FSE2025
Doc2OracLL: Investigating the Impact of Documentation on LLM-Based Test Oracle Generation
Soneya Binta Hossain, Raygan Taylor, Matthew B. Dwyer
3 citations
Abstract
Code documentation is a critical artifact of software development, bridging human understanding and machinereadable code. Beyond aiding developers in code comprehension and maintenance, documentation also plays a critical role in automating various software engineering tasks, such as test oracle generation (TOG). In Java, Javadoc comments offer structured, natural language documentation embedded directly within the source code, typically describing functionality, usage, parameters, return values, and exceptional behavior. While prior research has explored the use of Javadoc comments in TOG alongside other information, such as the method under test, their potential as a stand-alone input source, the most relevant Javadoc components, and guidelines for writing effective Javadoc comments for automating TOG remain less explored.. In this study, we investigate the impact of Javadoc comments on TOG through a comprehensive analysis.
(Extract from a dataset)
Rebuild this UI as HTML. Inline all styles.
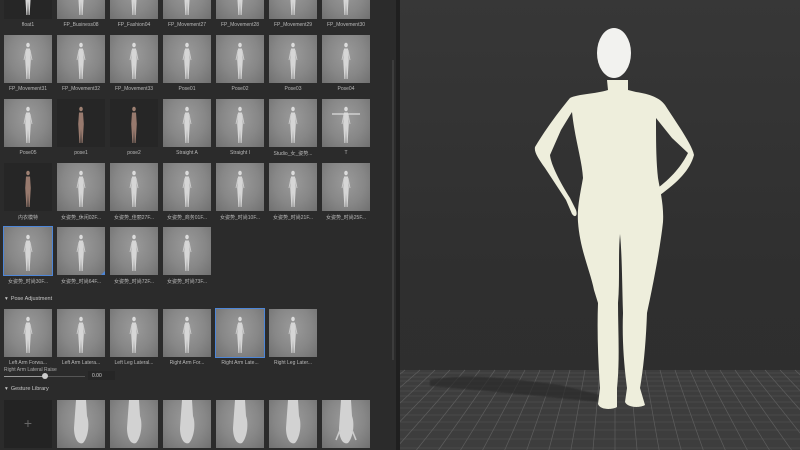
<!DOCTYPE html>
<html><head><meta charset="utf-8"><style>
*{margin:0;padding:0;box-sizing:border-box}
body{width:800px;height:450px;overflow:hidden;background:#2b2b2b;font-family:"Liberation Sans","Noto Sans CJK SC",sans-serif;position:relative}
#panel{position:absolute;left:0;top:0;width:396px;height:450px;background:#2b2b2b;overflow:hidden}
.row{position:absolute;left:4px;display:flex}
.c{width:48px;margin-right:5px}
.t{width:48px;height:48px;background:radial-gradient(ellipse at 50% 40%,#9a9a9a 0%,#878787 55%,#707070 100%);position:relative;overflow:hidden}
.t svg{position:absolute;left:0;top:0;width:48px;height:48px}
.t.d{background:#262626}
.t.sel{outline:1px solid #4d86d8}
.l{font-size:5px;color:#b8b8b8;text-align:center;margin-top:3px;white-space:nowrap;overflow:hidden}
.h{position:absolute;left:5px;font-size:5.5px;color:#c8c8c8}
#div{position:absolute;left:396px;top:0;width:4px;height:450px;background:#1f1f1f}
#sb{position:absolute;left:392px;top:60px;width:2px;height:300px;background:#3c3c3c}
#vp{position:absolute;left:400px;top:0;width:400px;height:450px;background:linear-gradient(#373737,#2f2f2f 60%,#2e2e2e)}
</style></head><body>
<svg width="0" height="0" style="position:absolute">
<defs>
<symbol id="f" viewBox="0 0 48 48"><ellipse cx="24" cy="10" rx="1.8" ry="2.3" fill="#dcdcdc"/><path d="M22 13.5 L26 13.5 L26.8 25 L25.6 44 L24.6 44 L24 30 L23.4 44 L22.4 44 L21.2 25 Z" fill="#d6d6d6"/><path d="M22 15 L20 25 M26 15 L28 25" stroke="#cfcfcf" stroke-width="0.9"/></symbol>
<symbol id="b" viewBox="0 0 48 48"><ellipse cx="24" cy="10" rx="1.8" ry="2.3" fill="#9e8072"/><path d="M22 13.5 L26 13.5 L26.8 25 L25.6 44 L24.6 44 L24 30 L23.4 44 L22.4 44 L21.2 25 Z" fill="#987a6e"/></symbol>
<symbol id="g" viewBox="0 0 48 48"><path d="M19 0 L29 0 L30 16 C33 24 31 38 26 43 C21 45 17 38 17 28 Z" fill="#d2d2d2"/></symbol>
<filter id="bl"><feGaussianBlur stdDeviation="0.6"/></filter>
</defs></svg>
<div id="panel">
<div class="row" style="top:-29px">
<div class="c"><div class="t d"><svg><use href="#f"/></svg></div><div class="l">float1</div></div>
<div class="c"><div class="t"><svg><use href="#f"/></svg></div><div class="l">FP_Business08</div></div>
<div class="c"><div class="t"><svg><use href="#f"/></svg></div><div class="l">FP_Fashion04</div></div>
<div class="c"><div class="t"><svg><use href="#f"/></svg></div><div class="l">FP_Movement27</div></div>
<div class="c"><div class="t"><svg><use href="#f"/></svg></div><div class="l">FP_Movement28</div></div>
<div class="c"><div class="t"><svg><use href="#f"/></svg></div><div class="l">FP_Movement29</div></div>
<div class="c"><div class="t"><svg><use href="#f"/></svg></div><div class="l">FP_Movement30</div></div>
</div>
<div class="row" style="top:35px">
<div class="c"><div class="t"><svg><use href="#f"/></svg></div><div class="l">FP_Movement31</div></div>
<div class="c"><div class="t"><svg><use href="#f"/></svg></div><div class="l">FP_Movement32</div></div>
<div class="c"><div class="t"><svg><use href="#f"/></svg></div><div class="l">FP_Movement33</div></div>
<div class="c"><div class="t"><svg><use href="#f"/></svg></div><div class="l">Pose01</div></div>
<div class="c"><div class="t"><svg><use href="#f"/></svg></div><div class="l">Pose02</div></div>
<div class="c"><div class="t"><svg><use href="#f"/></svg></div><div class="l">Pose03</div></div>
<div class="c"><div class="t"><svg><use href="#f"/></svg></div><div class="l">Pose04</div></div>
</div>
<div class="row" style="top:99px">
<div class="c"><div class="t"><svg><use href="#f"/></svg></div><div class="l">Pose05</div></div>
<div class="c"><div class="t d"><svg><use href="#b"/></svg></div><div class="l">pose1</div></div>
<div class="c"><div class="t d"><svg><use href="#b"/></svg></div><div class="l">pose2</div></div>
<div class="c"><div class="t"><svg><use href="#f"/></svg></div><div class="l">Straight A</div></div>
<div class="c"><div class="t"><svg><use href="#f"/></svg></div><div class="l">Straight I</div></div>
<div class="c"><div class="t"><svg><use href="#f"/></svg></div><div class="l">Studio_女_姿势...</div></div>
<div class="c"><div class="t"><svg><use href="#f"/><path d="M10 15 H38" stroke="#ddd" stroke-width="1.2"/></svg></div><div class="l">T</div></div>
</div>
<div class="row" style="top:163px">
<div class="c"><div class="t d"><svg><use href="#b"/></svg></div><div class="l">内衣模特</div></div>
<div class="c"><div class="t"><svg><use href="#f"/></svg></div><div class="l">女姿势_休闲02F...</div></div>
<div class="c"><div class="t"><svg><use href="#f"/></svg></div><div class="l">女姿势_佳丽27F...</div></div>
<div class="c"><div class="t"><svg><use href="#f"/></svg></div><div class="l">女姿势_商务01F...</div></div>
<div class="c"><div class="t"><svg><use href="#f"/></svg></div><div class="l">女姿势_时尚10F...</div></div>
<div class="c"><div class="t"><svg><use href="#f"/></svg></div><div class="l">女姿势_时尚21F...</div></div>
<div class="c"><div class="t"><svg><use href="#f"/></svg></div><div class="l">女姿势_时尚25F...</div></div>
</div>
<div class="row" style="top:227px">
<div class="c"><div class="t sel"><svg><use href="#f"/></svg></div><div class="l">女姿势_时尚30F...</div></div>
<div class="c"><div class="t"><svg><use href="#f"/><path d="M44 48 L48 44 L48 48Z" fill="#4d86d8"/></svg></div><div class="l">女姿势_时尚64F...</div></div>
<div class="c"><div class="t"><svg><use href="#f"/></svg></div><div class="l">女姿势_时尚72F...</div></div>
<div class="c"><div class="t"><svg><use href="#f"/></svg></div><div class="l">女姿势_时尚73F...</div></div>
</div>
<div class="h" style="top:296px">▾ &nbsp;Pose Adjustment</div>
<div class="row" style="top:309px">
<div class="c"><div class="t"><svg><use href="#f"/></svg></div><div class="l">Left Arm Forwa...</div></div>
<div class="c"><div class="t"><svg><use href="#f"/></svg></div><div class="l">Left Arm Latera...</div></div>
<div class="c"><div class="t"><svg><use href="#f"/></svg></div><div class="l">Left Leg Lateral...</div></div>
<div class="c"><div class="t"><svg><use href="#f"/></svg></div><div class="l">Right Arm For...</div></div>
<div class="c"><div class="t sel"><svg><use href="#f"/></svg></div><div class="l">Right Arm Late...</div></div>
<div class="c"><div class="t"><svg><use href="#f"/></svg></div><div class="l">Right Leg Later...</div></div>
</div>
<div style="position:absolute;left:4px;top:367px;font-size:5px;color:#aaa">Right Arm Lateral Raise</div>
<div style="position:absolute;left:4px;top:376px;width:81px;height:1px;background:#555"></div>
<div style="position:absolute;left:4px;top:376px;width:41px;height:1px;background:#999"></div>
<div style="position:absolute;left:42px;top:373px;width:6px;height:6px;border-radius:3px;background:#ccc"></div>
<div style="position:absolute;left:88px;top:371px;width:27px;height:9px;background:#262626;font-size:5px;color:#ccc;padding:2px 4px">0.00</div>
<div class="h" style="top:386px">▾ &nbsp;Gesture Library</div>
<div class="row" style="top:400px">
<div class="c"><div class="t d" style="background:#232323;color:#666;font-size:14px;text-align:center;line-height:46px">+</div></div>
<div class="c"><div class="t"><svg><use href="#g"/></svg></div></div>
<div class="c"><div class="t"><svg><use href="#g"/></svg></div></div>
<div class="c"><div class="t"><svg><use href="#g"/></svg></div></div>
<div class="c"><div class="t"><svg><use href="#g"/></svg></div></div>
<div class="c"><div class="t"><svg><use href="#g"/></svg></div></div>
<div class="c"><div class="t"><svg><use href="#g"/><path d="M14 40 L18 30 M34 40 L30 30" stroke="#ccc" stroke-width="1.6"/></svg></div></div>
</div>
<div id="sb"></div>
</div>
<div id="div"></div>
<div id="vp">
<svg width="400" height="450" viewBox="400 0 400 450" style="position:absolute;left:0;top:0">
<rect x="400" y="370" width="400" height="80" fill="#3d3d3d"/>
<g stroke="#575757" stroke-width="0.6">
<line x1="400" y1="373" x2="800" y2="373"/><line x1="400" y1="377" x2="800" y2="377"/><line x1="400" y1="381" x2="800" y2="381"/><line x1="400" y1="386" x2="800" y2="386"/><line x1="400" y1="391" x2="800" y2="391"/><line x1="400" y1="396" x2="800" y2="396"/><line x1="400" y1="402" x2="800" y2="402"/><line x1="400" y1="408" x2="800" y2="408"/><line x1="400" y1="415" x2="800" y2="415"/><line x1="400" y1="422" x2="800" y2="422"/><line x1="400" y1="430" x2="800" y2="430"/><line x1="400" y1="439" x2="800" y2="439"/><line x1="400" y1="448" x2="800" y2="448"/>
</g>
<g stroke="#5e5e5e" stroke-width="0.7" id="vl"></g>
<path d="M430 380 C470 372 520 380 560 385 L600 395 L600 402 C560 398 500 392 430 386Z" fill="#2a2a2a" opacity="0.7" filter="url(#bl)"/>
<g fill="#eeeedc">
<path d="M607 80 L608 90 C595 94 578 94 570 98 C560 110 545 130 535 147 C534 152 538 158 545 168 L566 200 L572 214 C575 218 578 216 576 210 L570 198 C560 182 551 165 550 155 L561 130 L572 112 C575 140 582 160 583 178 C580 195 577 208 578 222 C580 250 590 270 594 290 L598 303 C597 330 598 360 600 388 L598 404 C600 410 612 410 617 407 L617 388 C620 360 618 330 618 303 C620 280 618 255 620 234 C622 255 622 280 623 313 C622 340 624 365 627 388 L625 402 C628 408 640 408 645 405 L640 388 C644 365 646 340 647 313 C652 290 660 250 663 222 C664 205 660 190 658 178 C656 160 656 140 656 118 L672 138 L688 153 C682 165 672 178 655 190 C652 194 655 198 660 195 C678 182 690 170 694 155 C692 145 680 128 665 105 C660 98 650 94 636 92 L628 90 L628 80 Z"/>
<ellipse cx="614" cy="53" rx="17" ry="25" fill="#f2f2ef"/>
</g>
</svg>
</div>
<script>
var g=document.getElementById('vl'),s='';
for(var k=-30;k<=14;k++){var x1=615+15*k,x2=615+15*k*250/170;s+='<line x1="'+x1+'" y1="370" x2="'+x2+'" y2="450"/>';}
g.innerHTML=s;
</script>
</body></html>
We begin by fine-tuning 10 large language models using three different prompt pairs to assess the role of Javadoc comments alongside other contextual information. Next, we systematically analyze the impact of different Javadoc comment's components on TOG. To evaluate the generalizability of Javadoc comments from various sources, we also generate them using the GPT-3.5 model. We perform a thorough bug detection study using Defects4J dataset to understand their role in real-world bug detection. Our results show that incorporating Javadoc comments improves the accuracy of test oracles in most cases, aligning closely with ground truth. We find that Javadoc comments alone can achieve comparable or even better performance when using the implementation of MUT. Additionally, we identify that the description and the return tag are the most valuable components for TOG. Finally, our approach, when using only Javadoc comments, detects between 19% and 94% more real-world bugs in Defects4J than prior methods, establishing a new state-of-the-art. To further guide developers in writing effective documentation, we conduct a detailed qualitative study on when Javadoc comments are helpful or harmful for TOG. CCS Concepts: • Software and its engineering → Software testing and debugging; Documentation.